It’s the season of giving, and yes, that means dipping a little further into your pocket, but it’s that feel-good-sacrifice. You have your standard gratuities that you already expect to give: Waiter/waitress, bar tender, food delivery, stylists, but who else should get a little something, and what exactly is appropriate? Holiday etiquette can get a little hairy, and it’s confusing to whom, and how much, we should be offering.
I have created a list of the services and/or people you may forget about during the holidays (but shouldn’t), with some appropriate gift suggestions.
- Your postal worker. As the inscription reads on James Farley Post Office in New York City states: “Neither snow nor rain nor heat nor gloom of night stays these couriers from the swift completion of their appointed rounds.” And so, it’s a kind an appropriate gesture to offer a gift to the person who brings your awesome Candle Moments orders. Appropriate gifts include: Chocolates, Wine, Gift Card, Coffee.
- Your child’s teacher(s). If your child is in grade school, one nice gift to the teacher is a wonderful gesture. If your child is in middle or high school, there are many teachers – you don’t need to buy a gift for every teacher, but a small gesture such as a card is always appreciated. If your child has a teacher who was particularly helpful, or whom he/she loved, then a gift is a great idea. Appropriate gifts include: Starbucks Gift Cards ($10 is a perfect amount), Candles, Mugs, Chocolates.
- Your newspaper delivery person. More likely than not, your newspaper delivery person is incurring more expenses than you believe – such as a bag to keep your paper dry during the rain, and rubber-bands. Cash is the best option here. The rule of thumb is $10 for weekend delivery, $20 for daily delivery, and $25 for long-standing delivery (4+ years).
- The secretary at your job. He/she is usually pivotal in making everything run smoothly in the background; a little gratitude goes a long way. As for gifts – see #2, teachers.
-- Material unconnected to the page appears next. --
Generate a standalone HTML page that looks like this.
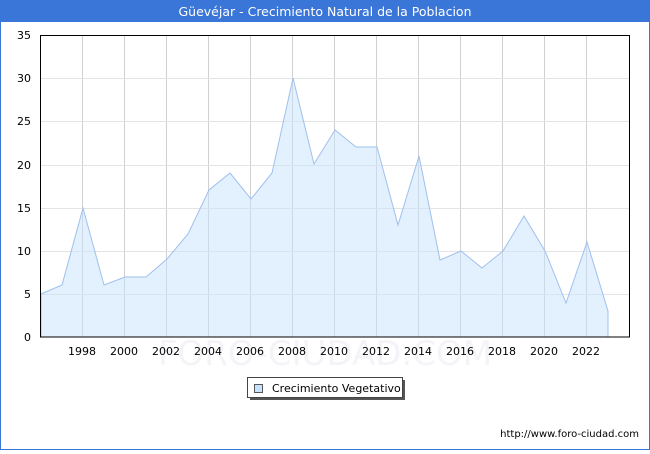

- The secretary at your doctor’s office. This applies if he/she squeezes you in, or seems to make the whole process easier for you – otherwise, there’s no obligation there. Same as #2 and #4.
- Your child’s babysitter. Gifts should be level with age of the babysitter, and how much he/she does for you. Cash is appropriate here, and should range in the ballpark of hourly wage. Equivalent of 2 hours for sitters who are 19 and younger, 3 hours for older sitters, and more if the person goes out of his/her way, or has been with you for many years.
- Your housekeeper. This should really be a given, and again, is dependent upon several factors: Job well done, length of service, level of trust. Cash is appropriate here, too, and should go between 1/2 day to 1 day of service.
- Your job’s custodian. If this person works hard to keep your space clean, it’s a great gesture to give a little something. A bottle of wine is perfect.
Remember, gifts don’t need to be extravagant to leave a lasting impact; when it comes to the extras, it really is the gesture that matters. When considering who to buy gifts for, think about anyone who has provided astounding service, or who has truly made life a little easier for you to live.